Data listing

— START —

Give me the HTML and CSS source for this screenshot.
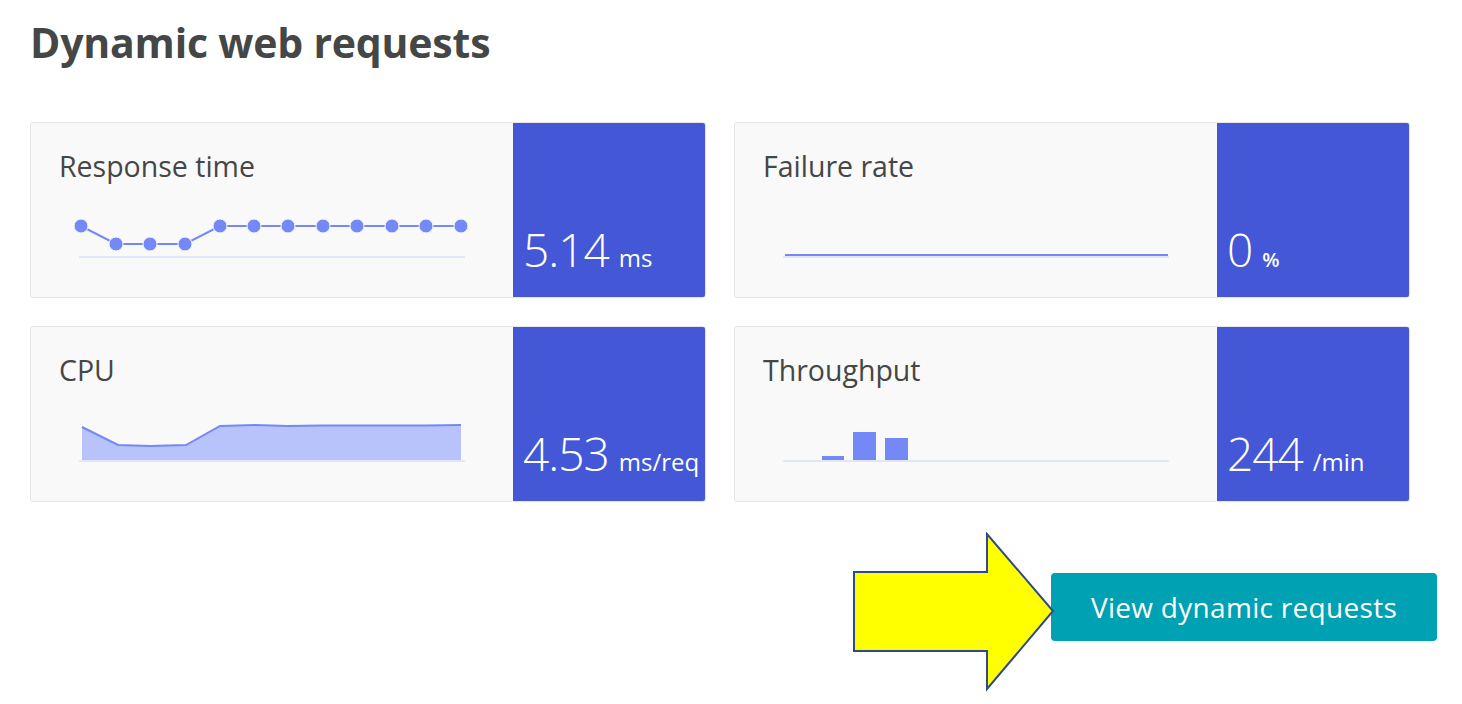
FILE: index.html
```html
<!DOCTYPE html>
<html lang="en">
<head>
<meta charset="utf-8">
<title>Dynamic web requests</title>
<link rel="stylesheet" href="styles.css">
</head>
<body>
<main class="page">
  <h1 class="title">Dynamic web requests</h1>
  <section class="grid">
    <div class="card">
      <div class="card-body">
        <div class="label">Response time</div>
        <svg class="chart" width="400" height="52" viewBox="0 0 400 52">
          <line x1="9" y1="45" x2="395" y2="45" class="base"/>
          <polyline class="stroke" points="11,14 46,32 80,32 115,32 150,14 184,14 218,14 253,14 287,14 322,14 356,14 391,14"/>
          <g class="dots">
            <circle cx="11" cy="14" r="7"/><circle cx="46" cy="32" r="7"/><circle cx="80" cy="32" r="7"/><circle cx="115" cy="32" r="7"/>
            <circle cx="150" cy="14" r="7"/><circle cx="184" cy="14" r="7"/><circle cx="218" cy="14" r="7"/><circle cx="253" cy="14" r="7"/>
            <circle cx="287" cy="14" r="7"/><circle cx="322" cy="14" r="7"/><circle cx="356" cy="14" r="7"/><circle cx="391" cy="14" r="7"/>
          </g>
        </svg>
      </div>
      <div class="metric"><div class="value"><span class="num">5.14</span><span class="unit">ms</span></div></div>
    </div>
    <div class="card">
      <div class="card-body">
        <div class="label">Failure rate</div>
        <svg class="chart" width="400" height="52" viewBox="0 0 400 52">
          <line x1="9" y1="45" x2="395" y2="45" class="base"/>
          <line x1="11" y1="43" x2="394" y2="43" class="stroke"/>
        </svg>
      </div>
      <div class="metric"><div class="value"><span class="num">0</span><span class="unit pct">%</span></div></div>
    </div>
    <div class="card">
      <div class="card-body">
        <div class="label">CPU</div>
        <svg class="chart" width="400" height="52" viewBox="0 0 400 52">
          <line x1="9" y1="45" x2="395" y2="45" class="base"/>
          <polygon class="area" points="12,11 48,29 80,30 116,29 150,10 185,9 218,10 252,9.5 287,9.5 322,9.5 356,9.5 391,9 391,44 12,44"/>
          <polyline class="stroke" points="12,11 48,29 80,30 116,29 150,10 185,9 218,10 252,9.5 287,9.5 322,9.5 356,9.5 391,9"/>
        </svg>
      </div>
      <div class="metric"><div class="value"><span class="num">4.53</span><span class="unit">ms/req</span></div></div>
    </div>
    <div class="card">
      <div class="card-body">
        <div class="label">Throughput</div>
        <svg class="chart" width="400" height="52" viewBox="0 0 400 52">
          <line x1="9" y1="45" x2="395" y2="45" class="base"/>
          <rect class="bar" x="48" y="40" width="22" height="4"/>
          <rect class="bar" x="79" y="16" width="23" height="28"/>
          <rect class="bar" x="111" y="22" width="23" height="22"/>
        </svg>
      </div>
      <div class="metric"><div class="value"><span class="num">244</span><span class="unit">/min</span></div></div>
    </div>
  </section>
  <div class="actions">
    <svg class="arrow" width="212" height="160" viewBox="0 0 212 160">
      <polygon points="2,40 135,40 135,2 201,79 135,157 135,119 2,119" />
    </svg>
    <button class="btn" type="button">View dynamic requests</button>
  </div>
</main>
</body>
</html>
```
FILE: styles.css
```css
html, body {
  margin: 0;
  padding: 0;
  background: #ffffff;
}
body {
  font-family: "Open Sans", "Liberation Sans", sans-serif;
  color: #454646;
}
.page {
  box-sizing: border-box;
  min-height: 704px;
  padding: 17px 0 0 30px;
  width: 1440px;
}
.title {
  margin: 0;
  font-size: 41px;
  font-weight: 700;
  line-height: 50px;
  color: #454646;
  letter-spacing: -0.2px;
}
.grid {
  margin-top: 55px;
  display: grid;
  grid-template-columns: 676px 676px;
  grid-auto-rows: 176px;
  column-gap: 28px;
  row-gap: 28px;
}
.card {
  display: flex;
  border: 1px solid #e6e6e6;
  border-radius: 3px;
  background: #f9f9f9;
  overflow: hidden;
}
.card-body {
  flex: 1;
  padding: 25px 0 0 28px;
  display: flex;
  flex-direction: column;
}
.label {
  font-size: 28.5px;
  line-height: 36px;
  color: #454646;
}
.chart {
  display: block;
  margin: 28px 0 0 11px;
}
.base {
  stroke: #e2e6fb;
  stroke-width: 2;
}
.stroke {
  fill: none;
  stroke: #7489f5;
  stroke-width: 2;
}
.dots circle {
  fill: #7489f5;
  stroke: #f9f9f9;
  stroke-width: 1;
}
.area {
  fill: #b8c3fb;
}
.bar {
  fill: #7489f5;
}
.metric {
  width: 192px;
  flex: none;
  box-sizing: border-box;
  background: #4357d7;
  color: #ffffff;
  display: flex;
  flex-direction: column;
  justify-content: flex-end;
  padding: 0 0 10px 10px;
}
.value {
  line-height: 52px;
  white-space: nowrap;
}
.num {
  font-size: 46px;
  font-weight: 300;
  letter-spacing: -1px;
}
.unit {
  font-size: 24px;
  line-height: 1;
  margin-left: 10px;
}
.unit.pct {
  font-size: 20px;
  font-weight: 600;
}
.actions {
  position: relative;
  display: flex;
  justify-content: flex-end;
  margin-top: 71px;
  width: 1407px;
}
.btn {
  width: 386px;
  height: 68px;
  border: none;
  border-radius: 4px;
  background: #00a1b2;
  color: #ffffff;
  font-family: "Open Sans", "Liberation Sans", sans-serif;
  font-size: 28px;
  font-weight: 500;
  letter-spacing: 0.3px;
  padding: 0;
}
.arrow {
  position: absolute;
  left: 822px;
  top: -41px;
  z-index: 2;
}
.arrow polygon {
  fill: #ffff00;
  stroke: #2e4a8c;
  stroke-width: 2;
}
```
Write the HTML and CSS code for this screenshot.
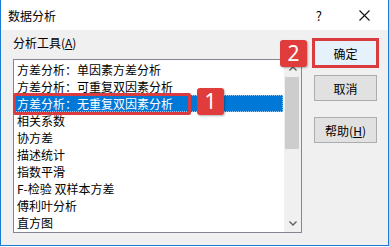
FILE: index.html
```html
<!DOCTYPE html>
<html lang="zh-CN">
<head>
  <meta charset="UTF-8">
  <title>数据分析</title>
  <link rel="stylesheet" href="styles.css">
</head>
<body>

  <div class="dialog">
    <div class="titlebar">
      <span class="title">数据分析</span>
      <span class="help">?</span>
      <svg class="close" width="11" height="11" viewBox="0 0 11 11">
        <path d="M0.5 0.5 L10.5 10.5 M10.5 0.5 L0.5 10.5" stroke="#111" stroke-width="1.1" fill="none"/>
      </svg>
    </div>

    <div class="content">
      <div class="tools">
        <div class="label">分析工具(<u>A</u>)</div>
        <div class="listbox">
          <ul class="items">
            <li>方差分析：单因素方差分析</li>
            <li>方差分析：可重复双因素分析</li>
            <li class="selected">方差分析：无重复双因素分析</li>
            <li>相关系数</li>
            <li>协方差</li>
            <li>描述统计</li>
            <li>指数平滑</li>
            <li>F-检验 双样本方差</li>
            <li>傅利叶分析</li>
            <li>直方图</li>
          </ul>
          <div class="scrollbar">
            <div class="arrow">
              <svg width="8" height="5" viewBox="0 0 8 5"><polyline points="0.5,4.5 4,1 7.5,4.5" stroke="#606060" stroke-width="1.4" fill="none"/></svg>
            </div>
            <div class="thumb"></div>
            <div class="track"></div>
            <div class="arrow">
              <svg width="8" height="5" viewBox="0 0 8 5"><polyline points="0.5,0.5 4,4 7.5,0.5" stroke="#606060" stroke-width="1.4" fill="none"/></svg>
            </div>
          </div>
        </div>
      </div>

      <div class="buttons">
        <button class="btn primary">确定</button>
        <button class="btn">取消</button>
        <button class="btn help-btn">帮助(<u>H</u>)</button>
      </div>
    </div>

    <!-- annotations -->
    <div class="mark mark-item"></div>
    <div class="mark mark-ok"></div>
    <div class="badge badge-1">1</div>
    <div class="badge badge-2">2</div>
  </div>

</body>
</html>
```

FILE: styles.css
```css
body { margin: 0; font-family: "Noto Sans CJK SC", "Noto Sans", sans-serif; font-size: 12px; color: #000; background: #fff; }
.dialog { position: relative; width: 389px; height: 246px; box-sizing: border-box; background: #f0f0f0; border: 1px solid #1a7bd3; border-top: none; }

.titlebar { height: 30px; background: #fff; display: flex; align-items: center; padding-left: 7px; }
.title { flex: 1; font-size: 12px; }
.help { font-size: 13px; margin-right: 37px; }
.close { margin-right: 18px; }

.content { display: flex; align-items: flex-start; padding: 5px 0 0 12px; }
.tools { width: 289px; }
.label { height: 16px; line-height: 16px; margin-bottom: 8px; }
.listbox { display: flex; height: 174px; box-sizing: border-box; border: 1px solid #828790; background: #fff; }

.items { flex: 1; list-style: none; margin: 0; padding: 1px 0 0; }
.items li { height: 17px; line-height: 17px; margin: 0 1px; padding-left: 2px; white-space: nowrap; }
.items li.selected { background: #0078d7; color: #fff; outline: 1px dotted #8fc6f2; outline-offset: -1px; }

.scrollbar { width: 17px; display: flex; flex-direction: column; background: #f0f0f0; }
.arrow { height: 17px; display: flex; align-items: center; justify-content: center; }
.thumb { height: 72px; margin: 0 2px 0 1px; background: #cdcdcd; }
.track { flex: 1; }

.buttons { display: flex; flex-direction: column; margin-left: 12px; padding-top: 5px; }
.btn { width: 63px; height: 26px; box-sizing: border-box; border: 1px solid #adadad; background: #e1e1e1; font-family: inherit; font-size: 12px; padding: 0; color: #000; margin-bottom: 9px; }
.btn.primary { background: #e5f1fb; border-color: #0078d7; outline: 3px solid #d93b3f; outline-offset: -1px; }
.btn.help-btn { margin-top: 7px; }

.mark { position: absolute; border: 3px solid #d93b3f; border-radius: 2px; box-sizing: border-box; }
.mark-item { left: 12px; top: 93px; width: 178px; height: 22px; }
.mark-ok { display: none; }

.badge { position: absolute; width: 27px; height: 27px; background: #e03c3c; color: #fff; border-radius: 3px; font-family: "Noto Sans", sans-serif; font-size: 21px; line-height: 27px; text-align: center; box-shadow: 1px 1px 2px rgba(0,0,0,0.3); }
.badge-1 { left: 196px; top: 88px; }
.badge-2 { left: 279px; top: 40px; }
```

— END —

- [What is expected]
What is the number of lines that hold the string "this"? Reply with that number alone.

- [Solution below]
2